Air France – KLM handles many forms of waste, mostly arising from flight operations and maintenance, within a context of strict regulatory requirements. Across the entire supply chain, the Group strives to minimize waste and increase the proportion that is recycled or reprocessed.

To achieve our targets, 50% reduction in residual waste (non-recycled waste from the cabin and ground activities) by 2030 compared to 2011, Air France-KLM applies the principles of the circular economy to the different waste sources. About 70% of waste results from onboard catering and the cleaning of the cabin. The remainder results from our production at our, for example, Cargo and Engineering activities, and only a small percentage comes from the offices.

Air France and KLM base their actions to achieve the targets for each waste stream on the four principles: rethink, reduce, reuse and recycle. In addition, we actively engage with authorities and our supply chain to seek solutions and remove any barriers to handle catering waste as well as the aeronautical waste, which are both subject to strict international regulation.

Reducing waste also provides a financial opportunity: several initiatives have demonstrated considerable economic benefits.

The Group reuses and recycles the fabric of, for example, used uniforms, work clothing and blankets. Through collection of these items and collaboration with third parties, the fabric is redistributed, or reused or recycled into branded items such as bags or pouches that are avialable to our customers.

  • Since 2013, used KLM uniforms and old business class carpeting have been recycled into fibers used to manufacture carpets for the aircraft cabin.  All used carpets are recycled in collaboration with a carpet manufacturer Tarket, as part of the Take Back™ program.
  • To avoid the destruction of products and promote reuse, in January 2017 Air France signed a framework agreement with the Agence du Don en Nature (ADN). By donating new, re-modeled and recycled products like crockery and blankets respectively, Air France supports the work of the ADN association which collects and redistributes new non-food everyday products to combat exclusion in France.

Air France and KLM reduce CO2 on the ground

At the airports where we operate, the majority of gaseous emissions and particulates are emitted by aircraft movements (taxiing, takeoff and landing). The remainder is produced by ground activities, maintenance operations, logistics and road access to the airport for passengers, employees and suppliers.

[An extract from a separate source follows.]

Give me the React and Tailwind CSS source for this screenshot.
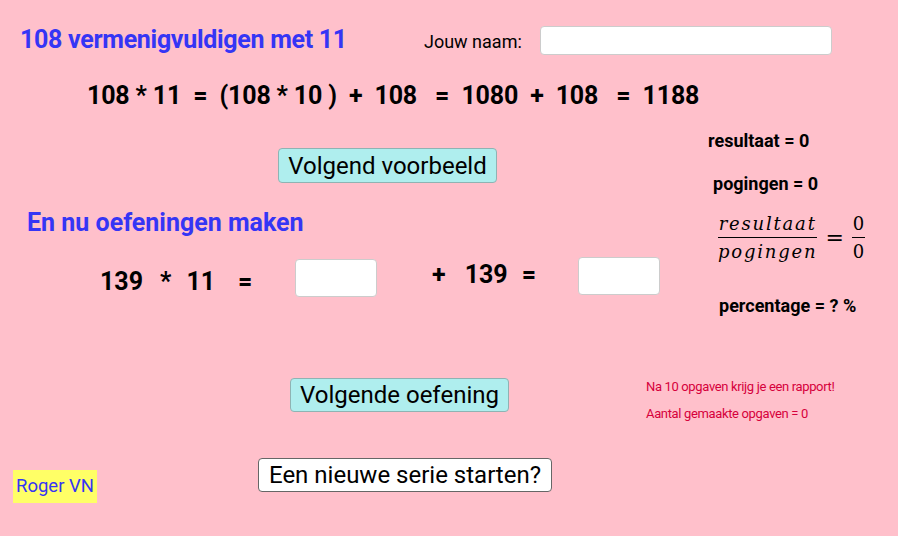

We aim to reduce our local emissions to lower our local impact. To reach this goal, we focus on the following measures:

  • a modern fleet with more energy‑efficient aircraft;
  • electric or more efficient ground vehicles and runway equipment, powered by cleaner fuels;
  • optimized operational procedures for the ground operations: taxiing time, taxiing using just one engine, the use of ground power units (GPUs) to ensure the functioning of on‑board systems, replacing the Auxiliary Power Units (APUs) on kerosene‑powered aircraft.developing eco-mobility solutions for employees

We monitor our atmospheric emissions for both flight and ground operations, including low altitude emissions which impact the quality of the air around airports. The reported indicators cover emissions of CO2and NOx

Air quality is measured at Amsterdam Schiphol, Paris Airports and in other airport areas.

  • In France, the SURVOL Observatory (implemented and supported by the Airparif organization) monitors air quality in the airport surrounding areas of Ile-de-France. This monitoring has enabled evaluation of the impact of airport activities on air quality, building a database of pollutant levels for future health studies, and keeping local residents informed.
  • In 2017 the Dutch National Institute for Public Health and the Environment (RIVM) started a study to the health impact of ultrafine particles of air transport on the neighbouring communities. In 2019 the first interim results were published describing short term impacts. The results on long-term health impacts of exposure to ultrafine particles are expected in 2021.
  • KLM is committed to contribute to the government’s and Schiphol’s local emission reduction plans covering ultrafine particles and nitrogen.